Silver Charm's trainer, Bob Baffert, arrived in Dubai at dawn yesterday and within half an hour of touching down was trackside at Nad El Sheba to see his pride and joy canter a steady lap of the course under his work- rider, Pepe Argon. The four-year-old Silver Buck colt, who has bloomed in the Dubai sunshine, will step up a gear this morning.

Baffert, 45, a former history teacher, was brought up on his parents' horse and cattle ranch in Nogales, southern Arizona and has not previously been out of the States. Like his rather better-known colleague D Wayne Lukas he cut his teeth on quarter-horse racing, first at local county fairs and later the top Californian tracks, and conspicuous success with the two-furlong flyers prompted backing for a move to thoroughbreds 10 years ago. In 1992 his Thirty Slews won the Breeders' Cup Sprint at Gulfstream and Baffert has not looked back.
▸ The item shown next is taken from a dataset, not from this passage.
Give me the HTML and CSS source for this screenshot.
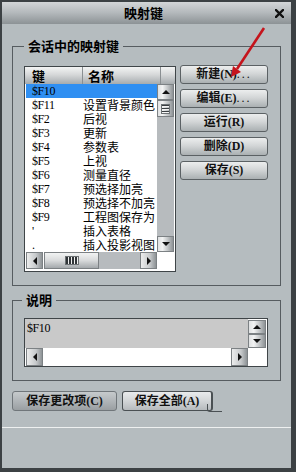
FILE: index.html
```html
<!DOCTYPE html>
<html lang="zh-CN">
<head>
  <meta charset="UTF-8" />
  <meta name="viewport" content="width=device-width, initial-scale=1.0"/>
  <title>映射键</title>
  <link rel="stylesheet" href="styles.css">
</head>
<body>
  <div class="window">
    <div class="titlebar">
      <span class="title">映射键</span>
      <svg class="close" width="9" height="9" viewBox="0 0 9 9">
        <path d="M1 1 L8 8 M8 1 L1 8" stroke="#111" stroke-width="2.4" stroke-linecap="square"/>
      </svg>
    </div>

    <div class="body">
      <!-- session keys -->
      <fieldset class="group group-keys">
        <legend>会话中的映射键</legend>
        <div class="keys-row">
          <div class="listbox">
            <div class="list-head">
              <span class="head-cell head-key">键</span>
              <span class="head-cell head-name">名称</span>
              <span class="head-rest"></span>
            </div>
            <div class="list-main">
              <div class="rows">
                <div class="row selected"><span class="cell-key">$F10</span><span class="cell-name"></span></div>
                <div class="row"><span class="cell-key">$F11</span><span class="cell-name">设置背景颜色</span></div>
                <div class="row"><span class="cell-key">$F2</span><span class="cell-name">后视</span></div>
                <div class="row"><span class="cell-key">$F3</span><span class="cell-name">更新</span></div>
                <div class="row"><span class="cell-key">$F4</span><span class="cell-name">参数表</span></div>
                <div class="row"><span class="cell-key">$F5</span><span class="cell-name">上视</span></div>
                <div class="row"><span class="cell-key">$F6</span><span class="cell-name">测量直径</span></div>
                <div class="row"><span class="cell-key">$F7</span><span class="cell-name">预选择加亮</span></div>
                <div class="row"><span class="cell-key">$F8</span><span class="cell-name">预选择不加亮</span></div>
                <div class="row"><span class="cell-key">$F9</span><span class="cell-name">工程图保存为</span></div>
                <div class="row"><span class="cell-key">'</span><span class="cell-name">插入表格</span></div>
                <div class="row"><span class="cell-key">.</span><span class="cell-name">插入投影视图</span></div>
              </div>
              <div class="vscroll">
                <div class="sb-btn v-btn"><span class="arrow-up"></span></div>
                <div class="thumb-v"><span class="grip-h"></span></div>
                <div class="track"></div>
                <div class="sb-btn v-btn"><span class="arrow-down"></span></div>
              </div>
            </div>
            <div class="list-foot">
              <div class="hscroll">
                <div class="sb-btn h-btn"><span class="arrow-left"></span></div>
                <div class="thumb-h"><span class="grip-v"></span></div>
                <div class="track"></div>
                <div class="sb-btn h-btn"><span class="arrow-right"></span></div>
              </div>
            </div>
          </div>

          <div class="actions">
            <button class="btn">新建(N)<span class="dots">...</span></button>
            <button class="btn">编辑(E)<span class="dots">...</span></button>
            <button class="btn">运行(R)</button>
            <button class="btn">删除(D)</button>
            <button class="btn">保存(S)</button>
          </div>
        </div>
      </fieldset>

      <!-- description -->
      <fieldset class="group group-desc">
        <legend>说明</legend>
        <div class="desc">
          <div class="desc-top">
            <div class="desc-text">$F10</div>
            <div class="desc-vscroll">
              <div class="sb-btn dv-btn"><span class="arrow-up"></span></div>
              <div class="sb-btn dv-btn"><span class="arrow-down"></span></div>
            </div>
          </div>
          <div class="desc-bottom">
            <div class="sb-btn dh-btn"><span class="arrow-left"></span></div>
            <div class="desc-track"></div>
            <div class="sb-btn dh-btn"><span class="arrow-right"></span></div>
          </div>
        </div>
      </fieldset>

      <div class="save-row">
        <button class="btn-save">保存更改项(C)</button>
        <button class="btn-save btn-save-all">保存全部(A)</button>
      </div>
    </div>

    <div class="sep"></div>

    <!-- annotation arrow -->
    <svg class="pointer" width="296" height="472" viewBox="0 0 296 472">
      <line x1="264" y1="28" x2="237" y2="69" stroke="#c5141c" stroke-width="2.6"/>
      <polygon points="231,77 241,72 233,66" fill="#c5141c"/>
    </svg>
  </div>
</body>
</html>
```

FILE: styles.css
```css
* {
  box-sizing: border-box;
}

body {
  margin: 0;
  background: #3c4144;
  font-family: "Liberation Serif", "Noto Sans CJK SC", serif;
  font-size: 12px;
  color: #000;
}

.window {
  position: relative;
  width: 296px;
  height: 472px;
  border-style: solid;
  border-color: #3c4144;
  border-width: 2px 5px 4px 2px;
  background: #b5bcbf;
  display: flex;
  flex-direction: column;
}

.titlebar {
  height: 22px;
  display: flex;
  align-items: center;
  background: linear-gradient(#d3d6d8, #b3b8bb 50%, #8c9295);
}

.title {
  flex: 1;
  text-align: center;
  padding-left: 10px;
  font-family: "Noto Sans CJK SC", sans-serif;
  font-weight: bold;
  font-size: 13px;
  line-height: 16px;
}

.close {
  margin-right: 7px;
}

.body {
  padding: 14px 10px 0 10px;
}

.group {
  margin: 0;
  min-width: 0;
  border: 1px solid #565c60;
}

.group legend {
  padding: 0 4px;
  font-family: "Noto Sans CJK SC", sans-serif;
  font-weight: bold;
  font-size: 13px;
  line-height: 16px;
}

.group-keys {
  padding: 11px 11px 13px 11px;
}

.group-desc {
  margin-top: 6px;
  padding: 10px 11px 13px 11px;
}

.group-desc legend {
  margin-left: -2px;
}

.keys-row {
  display: flex;
  gap: 4px;
}

/* list */
.listbox {
  width: 152px;
  height: 206px;
  margin-top: 1px;
  border: 1px solid #3f4548;
  background: #fff;
  display: flex;
  flex-direction: column;
}

.list-head {
  height: 17px;
  display: flex;
  background: linear-gradient(#f3f4f4, #d6d8d9 45%, #a6abae);
  font-family: "Noto Sans CJK SC", sans-serif;
  font-weight: bold;
  font-size: 13px;
  line-height: 17px;
}

.head-cell {
  border-right: 1px solid #8a8f92;
}

.head-key {
  width: 58px;
  padding-left: 7px;
}

.head-name {
  width: 78px;
  padding-left: 5px;
}

.head-rest {
  flex: 1;
}

.list-main {
  height: 168px;
  display: flex;
}

.rows {
  width: 132px;
  padding-left: 1px;
  overflow: hidden;
}

.row {
  display: flex;
  height: 14px;
  line-height: 14px;
  white-space: nowrap;
}

.row.selected {
  background: #2f8ff2;
}

.cell-key {
  flex: none;
  width: 57px;
  padding-left: 6px;
  letter-spacing: -0.4px;
}

.cell-name {
  flex: none;
  font-family: "Noto Sans CJK SC", sans-serif;
}

.vscroll {
  width: 17px;
  display: flex;
  flex-direction: column;
}

.track {
  flex: 1;
  background: #b7bbbe;
}

.sb-btn {
  display: flex;
  align-items: center;
  justify-content: center;
  border: 1px solid #7c8184;
  background: linear-gradient(to right, #dfe1e2, #f2f3f3 30%, #c2c5c7 65%, #8e9396);
}

.v-btn {
  height: 16px;
}

.thumb-v {
  height: 17px;
  display: flex;
  align-items: center;
  justify-content: center;
  border: 1px solid #7c8184;
  background: linear-gradient(to right, #dfe1e2, #f2f3f3 30%, #c2c5c7 65%, #8e9396);
}

.grip-h {
  width: 9px;
  height: 10px;
  background: repeating-linear-gradient(#3a3f42 0 1px, #f4f4f4 1px 2px, transparent 2px 3px);
  border: 1px solid #6c7174;
}

.list-foot {
  height: 19px;
  padding-left: 1px;
}

.hscroll {
  width: 131px;
  height: 17px;
  display: flex;
}

.h-btn {
  width: 17px;
  background: linear-gradient(to right, #eceded, #c6c9cb 60%, #8e9396);
}

.thumb-h {
  width: 55px;
  margin-left: 1px;
  display: flex;
  align-items: center;
  justify-content: center;
  border: 1px solid #7c8184;
  background: linear-gradient(#f2f3f3, #d8dadb 50%, #a4a9ac);
}

.grip-v {
  width: 14px;
  height: 9px;
  background: repeating-linear-gradient(to right, #2f3437 0 2px, #f0f0f0 2px 3px);
  border: 1px solid #6c7174;
}

.arrow-up,
.arrow-down,
.arrow-left,
.arrow-right {
  width: 0;
  height: 0;
  border-style: solid;
}

.arrow-up {
  border-width: 0 4px 4px 4px;
  border-color: transparent transparent #111 transparent;
}

.arrow-down {
  border-width: 4px 4px 0 4px;
  border-color: #111 transparent transparent transparent;
}

.arrow-left {
  border-width: 4px 4px 4px 0;
  border-color: transparent #111 transparent transparent;
}

.arrow-right {
  border-width: 4px 0 4px 4px;
  border-color: transparent transparent transparent #111;
}

/* buttons */
.actions {
  display: flex;
  flex-direction: column;
  gap: 5px;
}

.btn {
  width: 88px;
  height: 19px;
  padding: 0;
  border: 1px solid #5b6164;
  border-radius: 3px;
  background: linear-gradient(#eceeee, #d3d6d7 45%, #aab0b2);
  font-family: "Liberation Serif", "Noto Sans CJK SC", serif;
  font-weight: bold;
  font-size: 12px;
  line-height: 17px;
  color: #111;
  white-space: nowrap;
}

.dots {
  letter-spacing: 2px;
  font-weight: normal;
}

/* description */
.desc {
  width: 244px;
  height: 49px;
  border: 1px solid #3f4548;
  background: #fff;
  display: flex;
  flex-direction: column;
}

.desc-top {
  height: 29px;
  display: flex;
}

.desc-text {
  width: 223px;
  background: #c9c9c9;
  padding: 2px 2px;
  font-size: 12px;
  line-height: 14px;
  letter-spacing: -0.4px;
}

.desc-vscroll {
  width: 18px;
  padding-top: 1px;
  display: flex;
  flex-direction: column;
}

.dv-btn {
  height: 14px;
}

.desc-bottom {
  height: 18px;
  padding-left: 1px;
  display: flex;
}

.dh-btn {
  width: 17px;
  background: linear-gradient(to right, #eceded, #c6c9cb 60%, #8e9396);
}

.desc-track {
  width: 188px;
  background: #fff;
}

/* bottom row */
.save-row {
  display: flex;
  gap: 5px;
  margin-top: 10px;
}

.btn-save {
  position: relative;
  width: 105px;
  height: 20px;
  padding: 0;
  border: 1px solid #70767a;
  border-radius: 3px;
  background: linear-gradient(#c6cacc, #b0b5b8 50%, #9a9fa2);
  font-family: "Liberation Serif", "Noto Sans CJK SC", serif;
  font-weight: bold;
  font-size: 12px;
  line-height: 18px;
  color: #111;
  white-space: nowrap;
}

.btn-save-all {
  width: 91px;
  border-color: #4a5053;
  border-right-width: 2px;
  background: linear-gradient(#e9ebec, #d2d5d7 50%, #b6babd);
}

.btn-save-all::after {
  content: "";
  position: absolute;
  left: 84px;
  top: 12px;
  width: 14px;
  height: 7px;
  border-left: 1px solid #4a5053;
  border-bottom: 1px solid #4a5053;
  border-bottom-left-radius: 3px;
}

.sep {
  margin-top: 16px;
  height: 1px;
  background: #eef0f0;
}

.pointer {
  position: absolute;
  left: -2px;
  top: -2px;
  pointer-events: none;
}
```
In 1996 his first Kentucky Derby runner, Cavonnier, was beaten a few inches; Silver Charm was his second. He prides himself that his horses are rarely expensive or particularly blue-blooded, and Silver Charm, a Florida-bred sold for $16,500 as a yearling, is no exception. He describes himself as an "ordinary Joe", and prefers beer to champagne, which is probably just as well, as Silver Charm's 72-year-old owner, Bob Lewis, is chairman of a company that ships Budweiser to watering holes throughout the West Coast.

Baffert, approachable and extrovert, may take his job seriously (and his results show that he does) but eases off where the rest of life is concerned. He once wore a plastic pumpkin on his head into the winner's circle on a Hallowe'en night (and his four children are named Taylor, Forest, Canyon and Savannah) and one certainty about this year's sandfest is that he will enjoy the traditional fancy dress "Arabian Nights" desert party that Sheikh Mohammed and the World Cup committee lay on for their guests.

Silver Charm, due to be partnered by Gary Stevens, will have 10 opponents, including four of the first seven home in the Arc, in the $4m (pounds 2.m) 10- furlong Group One contest; his compatriots Behrens - whose jockey Jerry Bailey has ridden both the previous winners - and Malek; the Sheikh's locally trained Godolphin pair Predappio, second favourite on the strength of his progressive form and local knowledge, and Swain; Loup Sauvage from France; Ireland's reliable Oscar Schindler; the up-and-coming Germans Oxalagu and Borgia; the ubiquitous globetrotter Luso, Britain's sole representative; and the rank outsider from Japan, Kyoto City. Peintre Celebre apart, and the race was never on his schedule, it is as representative a field of older horses as could be mustered from Europe. But dirt runners from the States have had an overwhelming advantage so far.

Closer to home, attention switches to Flat racing this week as Doncaster stages the traditional launch of the turf season, but what the Lincoln Handicap lacks in glamour it makes up for in history. Saturday's running of the mile cavalry charge will be the 145th, but a new twist to a race often decided by the luck of the draw will be that connections will be able to choose their own stall in an order decided by ballot at a public ceremony on Tuesday.